On April 28, 2010, the Company issued a press release announcing the matters discussed above. The press release is attached as Exhibit 99.1 to this report.
Cautionary Note Regarding Forward-Looking Statements
Except for historical information, all information in this report consists of forward-looking statements within the meaning of the federal securities laws, including statements regarding the intent, belief or current expectations of the Company and its management which are made with words such as “will,” “may,” “expect,” “estimate,” intend,” “believe,” and similar words. These forward-looking statements are not guarantees of performance or results. They are subject to a number of assumptions and involve a number of risks, uncertainties and other factors, which may cause actual results to be materially different from those expressed or implied in the forward-looking statements. Important factors that could cause the actual results of operations or financial condition of the company to differ from expectations include, among other things, factors identified from time to time in the Company’s reports filed with the SEC, including the risk factors identified in its Annual Report on Form 10-K for the year ended December 31, 2009, and in subsequent filings made prior to, on or after today. The Company cautions readers not to place undue reliance on any forward-looking statements included in this report, which speak only as of the date hereof.

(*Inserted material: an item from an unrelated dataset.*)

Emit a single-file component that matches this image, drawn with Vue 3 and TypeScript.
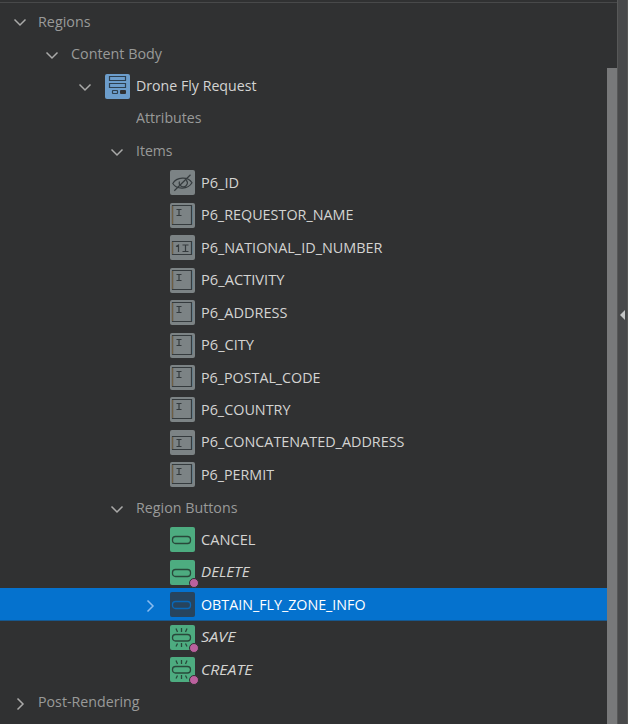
<script setup lang="ts">
import type { Directive } from 'vue'

type Icon = 'region' | 'hidden' | 'area' | 'number' | 'field' | 'button' | 'hot'

interface Node {
  label: string
  level: number
  width: number
  icon?: Icon
  toggle?: 'open' | 'closed'
  muted?: boolean
  badge?: boolean
  selected?: boolean
}

const nodes: Node[] = [
  { label: 'Regions', level: 0, width: 52.5, toggle: 'open', muted: true },
  { label: 'Content Body', level: 1, width: 91, toggle: 'open', muted: true },
  { label: 'Drone Fly Request', level: 2, width: 120.5, toggle: 'open', icon: 'region' },
  { label: 'Attributes', level: 3, width: 65.5, muted: true },
  { label: 'Items', level: 3, width: 36.5, toggle: 'open', muted: true },
  { label: 'P6_ID', level: 4, width: 38, icon: 'hidden' },
  { label: 'P6_REQUESTOR_NAME', level: 4, width: 152.5, icon: 'area' },
  { label: 'P6_NATIONAL_ID_NUMBER', level: 4, width: 181.5, icon: 'number' },
  { label: 'P6_ACTIVITY', level: 4, width: 83.5, icon: 'area' },
  { label: 'P6_ADDRESS', level: 4, width: 86.5, icon: 'area' },
  { label: 'P6_CITY', level: 4, width: 53, icon: 'area' },
  { label: 'P6_POSTAL_CODE', level: 4, width: 119.5, icon: 'area' },
  { label: 'P6_COUNTRY', level: 4, width: 89.5, icon: 'area' },
  { label: 'P6_CONCATENATED_ADDRESS', level: 4, width: 203.5, icon: 'field' },
  { label: 'P6_PERMIT', level: 4, width: 73, icon: 'area' },
  { label: 'Region Buttons', level: 3, width: 101.5, toggle: 'open', muted: true },
  { label: 'CANCEL', level: 4, width: 54.5, icon: 'button' },
  { label: 'DELETE', level: 4, width: 48.5, icon: 'button', badge: true },
  { label: 'OBTAIN_FLY_ZONE_INFO', level: 4, width: 164.5, icon: 'button', toggle: 'closed', selected: true },
  { label: 'SAVE', level: 4, width: 34.5, icon: 'hot', badge: true },
  { label: 'CREATE', level: 4, width: 51.5, icon: 'hot', badge: true },
  { label: 'Post-Rendering', level: 0, width: 101.5, toggle: 'closed', muted: true },
]

// Condenses a label to its designed width.
const vFit: Directive<HTMLElement, number> = {
  mounted(el, { value }) {
    el.style.transform = `scaleX(${value / el.getBoundingClientRect().width})`
  },
}
</script>

<template>
  <main class="panel">
    <section class="tree-pane">
      <div class="tree" role="tree">
        <div
          v-for="n in nodes"
          :key="n.label"
          class="row"
          :class="[`level-${n.level}`, { muted: n.muted, selected: n.selected }]"
          role="treeitem"
        >
          <span class="toggle">
            <svg v-if="n.toggle === 'open'" width="14" height="14" viewBox="0 0 14 14"><path d="M1.500 4.500 7 10l5.500-5.500" /></svg>
            <svg v-else-if="n.toggle === 'closed'" width="14" height="14" viewBox="0 0 14 14"><path d="M4.500 1.500 10 7l-5.500 5.500" /></svg>
          </span>
          <span v-if="n.icon" class="icon" :class="n.icon">
            <svg width="25" height="25" viewBox="0 0 25 25">
              <g v-if="n.icon === 'region'">
                <path d="M4.500 2.500h16v4h-16zM4.500 9.500h16v4h-16z" />
                <rect x="7.500" y="16.500" width="5" height="3" rx=".5" />
                <rect class="solid" x="15" y="16" width="6" height="4" rx="1" />
              </g>
              <g v-else-if="n.icon === 'hidden'">
                <path d="M2.800 13.500C6.500 6.800 18 6.200 22 12.800 18 19.500 7 20 2.800 13.500z" />
                <path d="M16.300 10.200a4 4 0 1 1-6.800 1.300M4.300 20.800 20.500 4.700" />
              </g>
              <g v-else-if="n.icon === 'area'">
                <path d="M2.500 2.500h19v19h-19z" />
                <path d="M6.500 6.500h5M9 6.500v6M6.500 12.500h5" />
                <path class="fringe-warm" d="M2.500 3v18" /><path class="fringe-cool" d="M22.500 3v18" />
              </g>
              <g v-else-if="n.icon === 'number'">
                <path d="M2.500 6.500h19v13h-19z" />
                <path d="M6 11.500 8.500 10v7M12.500 10h6M15.500 10v6.500M12.500 16.500h6" />
                <path class="fringe-warm" d="M2.500 7v12" /><path class="fringe-cool" d="M22.500 7v12" />
              </g>
              <g v-else-if="n.icon === 'field'">
                <path d="M2.500 6.500h19v13h-19z" />
                <path d="M6.500 9.500h5M9 9.500v7M6.500 16.500h5" />
                <path class="fringe-warm" d="M2.500 7v12" /><path class="fringe-cool" d="M22.500 7v12" />
              </g>
              <g v-else-if="n.icon === 'button'">
                <rect x="2.500" y="9.500" width="18" height="7" rx="3" />
              </g>
              <g v-else>
                <rect x="2.500" y="9.500" width="18" height="6.500" rx="3" />
                <path d="m6 3.500 1.500 3.500M11.500 3v4M17 3.500 15.500 7M7.500 18.500 6 21.500M11.500 18v4M15.500 18.500 17 21.500" />
              </g>
            </svg>
            <i v-if="n.badge" class="badge"></i>
          </span>
          <span v-fit="n.width" class="label" :class="{ italic: n.badge }">{{ n.label }}</span>
        </div>
      </div>
      <div class="scrollbar"><div class="thumb"></div></div>
    </section>
    <aside class="splitter">
      <svg width="6" height="10" viewBox="0 0 6 10"><path d="M0 5 5 0v10z" /></svg>
    </aside>
  </main>
</template>

<style>
body {
  margin: 0;
  background: #303132;
}
</style>

<style scoped>
.panel {
  display: flex;
  width: 628px;
  height: 724px;
  overflow: hidden;
  background: #303132;
  font: 15px/32.45px "Open Sans", "Noto Sans", sans-serif;
}
.tree-pane {
  display: flex;
  box-sizing: border-box;
  width: 617px;
  padding-top: 2px;
  background: linear-gradient(#48494a, #48494a) 0 2px / 100% 1px no-repeat;
}
.tree {
  width: 607px;
  padding-top: 2px;
}
.row {
  display: flex;
  height: 32.45px;
  color: #d4d4d2;
  white-space: nowrap;
}
.level-0 { padding-left: 12.5px; }
.level-1 { padding-left: 45px; }
.level-2 { padding-left: 77.500px; }
.level-3 { padding-left: 110px; }
.level-4 { padding-left: 142.500px; }
.muted { color: #999a99; }
.selected {
  background: #0572ce;
  box-shadow: 0 .6px #0572ce;
  color: #fff;
}
.toggle {
  flex: none;
  width: 26px;
}
.level-0 .toggle { width: 25.500px; }
.toggle svg {
  display: block;
  margin-top: 11.400px;
  fill: none;
  stroke: #aaaaa9;
  stroke-width: 1.500;
}
.selected .toggle svg { stroke: #8abcf0; }
.icon {
  position: relative;
  flex: none;
  width: 25px;
  height: 25px;
  margin: 4.220px 6px 0 1.500px;
  border-radius: 2px;
  background: #7c8385;
}
.icon.region {
  margin-top: 5px;
  background: #6c9dcb;
}
.icon.button,
.icon.hot { background: #4dac80; }
.selected .icon.button { background: #27445d; }
.icon svg {
  display: block;
  fill: none;
  stroke: #353b3e;
  stroke-width: 1.200;
}
.region svg { stroke: #2d4050; }
.button svg,
.hot svg { stroke: #29483a; stroke-width: 1.300; }
.selected .icon svg { stroke: #0868b9; }
.solid { fill: #303132; stroke: none; }
.fringe-warm { stroke: #705f43; }
.fringe-cool { stroke: #5c7c8c; stroke-width: .7; }
.badge {
  position: absolute;
  right: -4px;
  bottom: -3px;
  width: 8px;
  height: 8px;
  border: 1px solid #303132;
  border-radius: 50%;
  background: #bb619e;
}
.label {
  flex: none;
  align-self: flex-start;
  margin-top: -.25px;
  transform-origin: left center;
}
.muted .label { margin-top: .16px; }
.row:first-child .label { margin-top: 1px; }
.italic { font-style: italic; }
.scrollbar {
  width: 10px;
  padding-top: 66px;
}
.thumb {
  height: 656px;
  background: #78797a;
}
.splitter {
  display: flex;
  align-items: center;
  justify-content: flex-end;
  box-sizing: border-box;
  width: 11px;
  padding-bottom: 94px;
  padding-right: 1px;
  border-left: 1px solid #575858;
  border-right: 1px solid #565755;
  background: #48494a;
}
.splitter svg { fill: #c4c5c5; }
</style>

The Company does not intend to review, revise, or update any particular forward-looking statements in light of future events.

 

 


 

Item 9.01. Financial Statements and Exhibits
(d) Exhibits
     
Exhibit    
Number   Exhibit Title
 
   
10.1   Third Amended and Restated Employment Agreement, dated as of April 27, 2010, by and between Constar International Inc. and Michael J. Hoffman.
 
   
99.1   Press Release dated April 28, 2010.

 

 


 

SIGNATURE
Pursuant to the requirements of the Securities Exchange Act of 1934, the registrant has duly caused this report to be signed on its behalf by the undersigned hereunto duly authorized.
         
Dated: April 28, 2010  CONSTAR INTERNATIONAL INC.
 
 
  By:   /S/ J. mark borseth    
    Name:   J. Mark Borseth   
    Title:   Executive Vice President and Chief Financial Officer   

 

 


 

         
INDEX TO EXHIBITS
     
Exhibit    
Number   Exhibit Title
 
10.1
  Third Amended and Restated Employment Agreement, dated as of April 27, 2010, by and between Constar International Inc. and Michael J. Hoffman.
 
   
99.1
  Press Release dated April 28, 2010.